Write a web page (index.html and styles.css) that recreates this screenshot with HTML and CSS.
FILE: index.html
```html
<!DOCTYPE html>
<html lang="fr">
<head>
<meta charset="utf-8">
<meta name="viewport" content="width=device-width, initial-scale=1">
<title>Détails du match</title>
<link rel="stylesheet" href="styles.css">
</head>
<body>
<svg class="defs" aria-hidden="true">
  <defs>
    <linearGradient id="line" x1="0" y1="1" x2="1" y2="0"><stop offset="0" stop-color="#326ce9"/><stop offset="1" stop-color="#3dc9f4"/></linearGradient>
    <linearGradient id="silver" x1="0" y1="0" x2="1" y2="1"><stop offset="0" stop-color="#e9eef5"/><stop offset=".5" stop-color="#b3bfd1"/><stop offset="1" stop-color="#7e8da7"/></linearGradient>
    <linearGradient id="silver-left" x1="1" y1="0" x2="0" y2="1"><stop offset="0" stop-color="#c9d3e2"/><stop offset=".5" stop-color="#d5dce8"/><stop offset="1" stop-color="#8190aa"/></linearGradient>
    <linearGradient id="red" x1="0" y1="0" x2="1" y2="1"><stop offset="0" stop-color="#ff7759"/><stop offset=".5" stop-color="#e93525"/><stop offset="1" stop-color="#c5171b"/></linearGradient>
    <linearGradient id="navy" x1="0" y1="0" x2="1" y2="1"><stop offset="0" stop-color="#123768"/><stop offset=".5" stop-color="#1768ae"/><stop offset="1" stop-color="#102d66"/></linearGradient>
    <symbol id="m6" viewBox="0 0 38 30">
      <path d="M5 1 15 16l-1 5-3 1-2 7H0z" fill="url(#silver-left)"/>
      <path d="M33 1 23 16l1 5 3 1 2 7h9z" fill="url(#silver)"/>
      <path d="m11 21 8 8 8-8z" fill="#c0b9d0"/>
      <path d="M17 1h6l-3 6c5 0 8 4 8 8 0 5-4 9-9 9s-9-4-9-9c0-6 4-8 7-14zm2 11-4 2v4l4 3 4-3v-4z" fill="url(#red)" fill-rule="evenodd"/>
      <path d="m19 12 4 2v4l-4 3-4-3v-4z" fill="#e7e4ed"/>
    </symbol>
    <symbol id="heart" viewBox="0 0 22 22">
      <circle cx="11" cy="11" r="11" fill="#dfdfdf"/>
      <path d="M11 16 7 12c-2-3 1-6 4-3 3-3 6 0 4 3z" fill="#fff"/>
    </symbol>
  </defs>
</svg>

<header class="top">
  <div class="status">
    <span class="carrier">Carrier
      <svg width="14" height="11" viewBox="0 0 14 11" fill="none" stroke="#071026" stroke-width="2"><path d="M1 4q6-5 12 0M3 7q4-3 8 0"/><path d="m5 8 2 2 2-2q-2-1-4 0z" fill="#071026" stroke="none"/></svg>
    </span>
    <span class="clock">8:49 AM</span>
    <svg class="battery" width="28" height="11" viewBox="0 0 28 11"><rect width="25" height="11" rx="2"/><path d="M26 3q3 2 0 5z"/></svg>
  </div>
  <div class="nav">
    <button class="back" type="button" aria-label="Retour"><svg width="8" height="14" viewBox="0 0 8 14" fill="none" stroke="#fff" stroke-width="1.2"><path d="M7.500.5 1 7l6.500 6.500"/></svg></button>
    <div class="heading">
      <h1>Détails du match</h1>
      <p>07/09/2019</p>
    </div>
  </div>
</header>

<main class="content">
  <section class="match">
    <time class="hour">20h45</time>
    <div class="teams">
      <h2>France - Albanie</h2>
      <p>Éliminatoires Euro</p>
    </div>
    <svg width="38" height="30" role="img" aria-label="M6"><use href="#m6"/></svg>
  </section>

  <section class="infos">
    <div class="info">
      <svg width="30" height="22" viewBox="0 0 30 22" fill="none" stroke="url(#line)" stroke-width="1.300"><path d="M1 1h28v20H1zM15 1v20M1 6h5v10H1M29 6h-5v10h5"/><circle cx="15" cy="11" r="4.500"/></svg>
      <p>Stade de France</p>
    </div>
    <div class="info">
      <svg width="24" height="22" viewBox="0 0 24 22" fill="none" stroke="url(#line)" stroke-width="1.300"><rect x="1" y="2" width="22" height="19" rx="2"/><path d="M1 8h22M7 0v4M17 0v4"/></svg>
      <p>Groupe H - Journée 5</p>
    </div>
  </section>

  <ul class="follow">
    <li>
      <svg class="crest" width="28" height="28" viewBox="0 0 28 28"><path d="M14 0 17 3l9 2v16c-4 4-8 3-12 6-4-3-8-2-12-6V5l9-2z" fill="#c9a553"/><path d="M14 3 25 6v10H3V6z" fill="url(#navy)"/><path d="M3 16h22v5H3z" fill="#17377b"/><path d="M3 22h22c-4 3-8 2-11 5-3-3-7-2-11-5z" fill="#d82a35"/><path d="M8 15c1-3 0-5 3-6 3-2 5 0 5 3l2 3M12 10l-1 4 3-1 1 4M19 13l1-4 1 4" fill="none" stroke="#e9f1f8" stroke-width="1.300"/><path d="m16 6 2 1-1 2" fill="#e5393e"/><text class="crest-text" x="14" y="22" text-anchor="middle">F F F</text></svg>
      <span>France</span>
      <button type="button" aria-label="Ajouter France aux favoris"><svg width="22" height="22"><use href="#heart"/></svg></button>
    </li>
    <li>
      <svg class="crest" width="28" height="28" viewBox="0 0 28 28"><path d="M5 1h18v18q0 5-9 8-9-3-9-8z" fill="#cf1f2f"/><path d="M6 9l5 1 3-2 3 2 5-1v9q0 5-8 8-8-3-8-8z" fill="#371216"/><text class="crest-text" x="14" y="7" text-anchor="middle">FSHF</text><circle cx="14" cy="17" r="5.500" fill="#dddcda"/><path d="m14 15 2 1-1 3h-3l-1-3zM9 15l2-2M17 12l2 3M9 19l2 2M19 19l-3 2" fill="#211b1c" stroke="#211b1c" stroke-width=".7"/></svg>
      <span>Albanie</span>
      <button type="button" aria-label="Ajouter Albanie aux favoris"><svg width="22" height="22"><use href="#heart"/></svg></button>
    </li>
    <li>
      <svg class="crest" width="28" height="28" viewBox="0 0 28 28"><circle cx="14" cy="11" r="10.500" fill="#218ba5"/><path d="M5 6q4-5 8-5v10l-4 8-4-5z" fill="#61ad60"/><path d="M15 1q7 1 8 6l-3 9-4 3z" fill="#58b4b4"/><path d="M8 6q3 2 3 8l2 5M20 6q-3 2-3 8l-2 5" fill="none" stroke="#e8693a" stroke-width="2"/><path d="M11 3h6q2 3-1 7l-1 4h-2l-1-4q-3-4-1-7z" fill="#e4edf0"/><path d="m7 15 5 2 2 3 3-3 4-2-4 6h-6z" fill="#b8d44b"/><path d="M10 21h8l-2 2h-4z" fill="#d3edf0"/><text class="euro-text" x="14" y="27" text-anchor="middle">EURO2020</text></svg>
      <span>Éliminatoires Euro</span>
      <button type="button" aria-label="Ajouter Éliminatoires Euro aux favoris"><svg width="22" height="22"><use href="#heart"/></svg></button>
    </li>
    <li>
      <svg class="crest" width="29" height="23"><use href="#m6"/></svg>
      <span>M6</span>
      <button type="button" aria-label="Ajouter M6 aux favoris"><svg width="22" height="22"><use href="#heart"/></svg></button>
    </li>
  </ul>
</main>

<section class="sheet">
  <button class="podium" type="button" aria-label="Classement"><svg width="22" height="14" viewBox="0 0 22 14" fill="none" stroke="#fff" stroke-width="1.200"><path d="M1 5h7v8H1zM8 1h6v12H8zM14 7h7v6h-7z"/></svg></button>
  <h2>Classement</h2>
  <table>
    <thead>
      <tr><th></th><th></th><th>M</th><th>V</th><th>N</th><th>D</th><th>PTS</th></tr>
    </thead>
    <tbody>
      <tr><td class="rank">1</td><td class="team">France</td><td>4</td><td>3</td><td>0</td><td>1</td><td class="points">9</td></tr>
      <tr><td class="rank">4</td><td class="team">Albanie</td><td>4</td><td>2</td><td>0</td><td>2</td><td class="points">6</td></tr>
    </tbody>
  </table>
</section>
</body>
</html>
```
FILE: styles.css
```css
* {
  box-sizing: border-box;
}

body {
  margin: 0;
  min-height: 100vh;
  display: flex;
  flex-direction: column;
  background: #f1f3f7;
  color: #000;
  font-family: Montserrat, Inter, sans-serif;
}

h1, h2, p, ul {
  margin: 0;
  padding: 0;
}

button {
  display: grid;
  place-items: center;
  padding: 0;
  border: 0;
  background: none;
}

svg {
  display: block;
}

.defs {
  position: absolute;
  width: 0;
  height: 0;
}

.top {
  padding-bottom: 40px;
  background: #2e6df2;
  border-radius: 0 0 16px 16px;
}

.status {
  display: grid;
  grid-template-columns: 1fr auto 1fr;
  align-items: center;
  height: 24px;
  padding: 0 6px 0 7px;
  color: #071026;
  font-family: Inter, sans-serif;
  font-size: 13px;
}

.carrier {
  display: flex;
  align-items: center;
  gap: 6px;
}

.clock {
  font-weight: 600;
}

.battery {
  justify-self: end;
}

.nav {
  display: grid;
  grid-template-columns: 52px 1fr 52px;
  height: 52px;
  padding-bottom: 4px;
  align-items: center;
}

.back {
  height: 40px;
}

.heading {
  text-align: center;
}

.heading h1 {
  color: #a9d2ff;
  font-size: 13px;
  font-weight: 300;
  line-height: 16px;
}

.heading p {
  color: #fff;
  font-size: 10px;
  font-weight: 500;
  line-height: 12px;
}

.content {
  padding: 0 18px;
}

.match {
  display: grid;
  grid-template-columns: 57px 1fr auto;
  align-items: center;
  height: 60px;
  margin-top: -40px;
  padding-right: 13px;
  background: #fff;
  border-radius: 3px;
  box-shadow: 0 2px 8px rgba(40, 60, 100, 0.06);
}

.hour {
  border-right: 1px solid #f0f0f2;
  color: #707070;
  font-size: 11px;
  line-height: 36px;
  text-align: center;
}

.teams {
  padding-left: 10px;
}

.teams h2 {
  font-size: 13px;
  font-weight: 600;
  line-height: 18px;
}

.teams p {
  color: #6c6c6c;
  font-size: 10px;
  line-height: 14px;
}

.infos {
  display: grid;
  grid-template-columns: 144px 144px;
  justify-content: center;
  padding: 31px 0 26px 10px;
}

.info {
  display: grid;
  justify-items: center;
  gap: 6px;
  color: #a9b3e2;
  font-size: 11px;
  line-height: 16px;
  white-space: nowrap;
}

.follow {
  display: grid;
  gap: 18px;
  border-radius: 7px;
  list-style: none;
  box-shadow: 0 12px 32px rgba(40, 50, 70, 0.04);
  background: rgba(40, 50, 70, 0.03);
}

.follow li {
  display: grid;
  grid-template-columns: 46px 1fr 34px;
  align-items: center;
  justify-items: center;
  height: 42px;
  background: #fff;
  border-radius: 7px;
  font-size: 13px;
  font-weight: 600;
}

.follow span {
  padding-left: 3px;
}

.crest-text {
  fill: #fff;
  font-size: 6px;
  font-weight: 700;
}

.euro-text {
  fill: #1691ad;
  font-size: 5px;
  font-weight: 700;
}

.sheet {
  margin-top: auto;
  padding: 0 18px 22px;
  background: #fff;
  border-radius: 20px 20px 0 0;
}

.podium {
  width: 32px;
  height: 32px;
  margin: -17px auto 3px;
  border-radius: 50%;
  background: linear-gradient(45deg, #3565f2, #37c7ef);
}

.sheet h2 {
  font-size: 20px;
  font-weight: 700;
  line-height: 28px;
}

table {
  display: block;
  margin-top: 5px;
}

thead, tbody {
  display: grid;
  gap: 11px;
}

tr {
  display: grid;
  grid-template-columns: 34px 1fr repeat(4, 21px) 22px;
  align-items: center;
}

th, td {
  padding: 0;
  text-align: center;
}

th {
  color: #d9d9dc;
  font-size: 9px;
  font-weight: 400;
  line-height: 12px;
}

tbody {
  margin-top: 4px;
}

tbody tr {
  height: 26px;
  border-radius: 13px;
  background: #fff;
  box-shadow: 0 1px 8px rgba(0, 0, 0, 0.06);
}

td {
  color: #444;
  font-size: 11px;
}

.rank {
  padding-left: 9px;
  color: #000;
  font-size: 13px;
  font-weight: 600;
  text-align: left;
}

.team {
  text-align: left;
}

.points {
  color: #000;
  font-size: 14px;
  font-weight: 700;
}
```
...
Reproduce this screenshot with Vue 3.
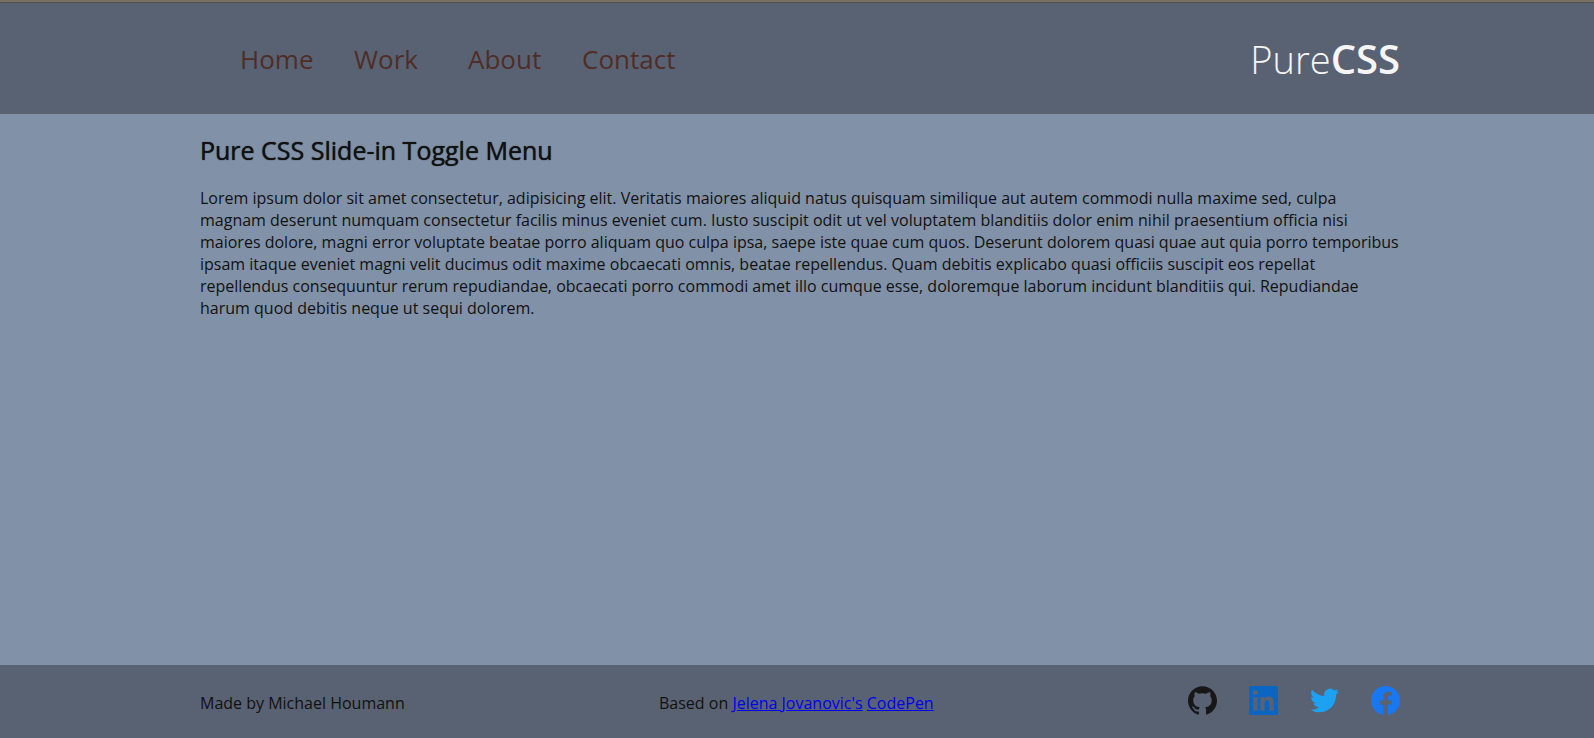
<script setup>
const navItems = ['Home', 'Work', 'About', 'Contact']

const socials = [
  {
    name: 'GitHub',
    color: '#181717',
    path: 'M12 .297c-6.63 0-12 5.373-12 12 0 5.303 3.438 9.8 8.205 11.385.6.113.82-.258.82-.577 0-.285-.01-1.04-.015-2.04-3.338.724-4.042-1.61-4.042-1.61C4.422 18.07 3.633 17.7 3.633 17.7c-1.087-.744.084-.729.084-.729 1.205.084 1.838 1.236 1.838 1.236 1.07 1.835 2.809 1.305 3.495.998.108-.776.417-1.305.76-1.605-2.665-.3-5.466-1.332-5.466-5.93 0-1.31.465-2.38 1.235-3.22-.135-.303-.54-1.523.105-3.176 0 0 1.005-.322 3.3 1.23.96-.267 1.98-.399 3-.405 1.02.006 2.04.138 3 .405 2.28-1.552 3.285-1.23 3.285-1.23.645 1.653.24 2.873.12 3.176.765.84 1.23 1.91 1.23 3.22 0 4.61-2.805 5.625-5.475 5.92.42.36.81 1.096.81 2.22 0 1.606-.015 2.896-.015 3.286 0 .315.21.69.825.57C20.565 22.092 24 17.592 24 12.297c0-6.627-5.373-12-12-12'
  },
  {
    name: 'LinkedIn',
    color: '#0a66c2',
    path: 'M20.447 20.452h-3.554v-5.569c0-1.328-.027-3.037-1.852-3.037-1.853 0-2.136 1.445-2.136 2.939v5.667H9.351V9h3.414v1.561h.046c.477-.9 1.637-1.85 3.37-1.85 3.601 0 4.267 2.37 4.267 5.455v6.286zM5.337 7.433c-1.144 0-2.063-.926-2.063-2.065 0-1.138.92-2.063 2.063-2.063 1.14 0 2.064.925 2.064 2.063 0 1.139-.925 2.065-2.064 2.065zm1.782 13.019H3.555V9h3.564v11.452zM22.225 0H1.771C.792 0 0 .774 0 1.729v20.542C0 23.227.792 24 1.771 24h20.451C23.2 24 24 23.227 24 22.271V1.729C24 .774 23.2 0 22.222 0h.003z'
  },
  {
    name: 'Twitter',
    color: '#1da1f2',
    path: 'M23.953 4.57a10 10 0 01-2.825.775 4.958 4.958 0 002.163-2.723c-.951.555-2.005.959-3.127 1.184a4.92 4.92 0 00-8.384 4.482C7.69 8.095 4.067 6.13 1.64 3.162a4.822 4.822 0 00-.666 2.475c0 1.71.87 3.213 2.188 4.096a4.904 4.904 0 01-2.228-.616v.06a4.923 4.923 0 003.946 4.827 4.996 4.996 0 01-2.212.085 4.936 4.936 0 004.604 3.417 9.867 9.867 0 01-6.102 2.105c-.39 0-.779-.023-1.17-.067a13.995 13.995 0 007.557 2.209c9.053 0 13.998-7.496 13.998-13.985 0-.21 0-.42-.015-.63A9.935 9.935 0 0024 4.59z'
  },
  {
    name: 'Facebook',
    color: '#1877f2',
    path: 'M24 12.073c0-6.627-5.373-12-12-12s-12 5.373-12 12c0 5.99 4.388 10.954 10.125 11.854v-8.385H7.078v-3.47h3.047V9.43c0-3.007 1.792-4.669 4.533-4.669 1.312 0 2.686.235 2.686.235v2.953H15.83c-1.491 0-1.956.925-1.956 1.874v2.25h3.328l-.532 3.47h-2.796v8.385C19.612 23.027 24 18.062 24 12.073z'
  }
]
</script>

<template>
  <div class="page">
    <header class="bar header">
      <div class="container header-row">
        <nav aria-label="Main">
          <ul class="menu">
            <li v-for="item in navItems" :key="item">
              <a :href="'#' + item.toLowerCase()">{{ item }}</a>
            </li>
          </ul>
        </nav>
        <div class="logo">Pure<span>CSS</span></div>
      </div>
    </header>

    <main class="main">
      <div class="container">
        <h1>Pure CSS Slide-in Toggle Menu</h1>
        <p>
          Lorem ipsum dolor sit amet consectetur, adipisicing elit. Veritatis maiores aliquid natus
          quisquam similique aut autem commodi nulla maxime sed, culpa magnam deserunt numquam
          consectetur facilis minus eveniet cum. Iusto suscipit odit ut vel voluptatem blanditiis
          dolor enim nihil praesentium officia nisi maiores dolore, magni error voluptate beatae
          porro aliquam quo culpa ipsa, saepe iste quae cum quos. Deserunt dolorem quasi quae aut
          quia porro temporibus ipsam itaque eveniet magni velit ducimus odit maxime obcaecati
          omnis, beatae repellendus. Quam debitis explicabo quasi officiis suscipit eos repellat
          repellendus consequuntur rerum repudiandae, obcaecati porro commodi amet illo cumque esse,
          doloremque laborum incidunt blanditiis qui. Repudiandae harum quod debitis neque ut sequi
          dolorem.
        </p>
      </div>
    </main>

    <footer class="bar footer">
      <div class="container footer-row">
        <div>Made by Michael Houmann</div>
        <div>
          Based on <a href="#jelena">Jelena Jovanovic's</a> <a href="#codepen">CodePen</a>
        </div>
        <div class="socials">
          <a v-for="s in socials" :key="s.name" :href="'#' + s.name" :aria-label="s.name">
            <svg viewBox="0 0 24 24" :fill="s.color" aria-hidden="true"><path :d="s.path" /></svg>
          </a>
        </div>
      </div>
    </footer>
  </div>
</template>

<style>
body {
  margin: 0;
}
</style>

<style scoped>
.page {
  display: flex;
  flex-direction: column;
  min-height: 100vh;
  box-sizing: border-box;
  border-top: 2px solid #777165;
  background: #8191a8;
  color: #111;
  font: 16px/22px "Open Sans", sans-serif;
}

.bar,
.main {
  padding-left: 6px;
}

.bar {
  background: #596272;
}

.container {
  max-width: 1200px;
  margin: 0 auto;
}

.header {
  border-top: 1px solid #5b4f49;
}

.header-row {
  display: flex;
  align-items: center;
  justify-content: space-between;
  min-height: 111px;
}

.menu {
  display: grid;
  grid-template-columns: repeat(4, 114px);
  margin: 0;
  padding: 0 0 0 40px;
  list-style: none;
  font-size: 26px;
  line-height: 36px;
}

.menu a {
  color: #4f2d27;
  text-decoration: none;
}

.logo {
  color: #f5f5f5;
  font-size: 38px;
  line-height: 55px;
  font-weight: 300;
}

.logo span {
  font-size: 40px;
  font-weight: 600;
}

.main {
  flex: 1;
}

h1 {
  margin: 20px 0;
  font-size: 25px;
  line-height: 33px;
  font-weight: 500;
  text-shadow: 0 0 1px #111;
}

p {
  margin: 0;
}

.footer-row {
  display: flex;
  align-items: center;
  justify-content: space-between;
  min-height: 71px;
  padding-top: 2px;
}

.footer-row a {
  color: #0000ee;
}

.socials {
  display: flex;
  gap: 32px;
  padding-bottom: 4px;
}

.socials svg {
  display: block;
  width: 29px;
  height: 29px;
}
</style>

EXERCISE REQUIREMENTS:
Give back exactly the lines from the one containing "Reproduce this screenshot with Vue 3." to the one containing "const navItems = ['Home', 'Work', 'About', 'Contact']", both included, and no pictures.

SOLUTION FOR THIS PROBLEM:
Reproduce this screenshot with Vue 3.
<script setup>
const navItems = ['Home', 'Work', 'About', 'Contact']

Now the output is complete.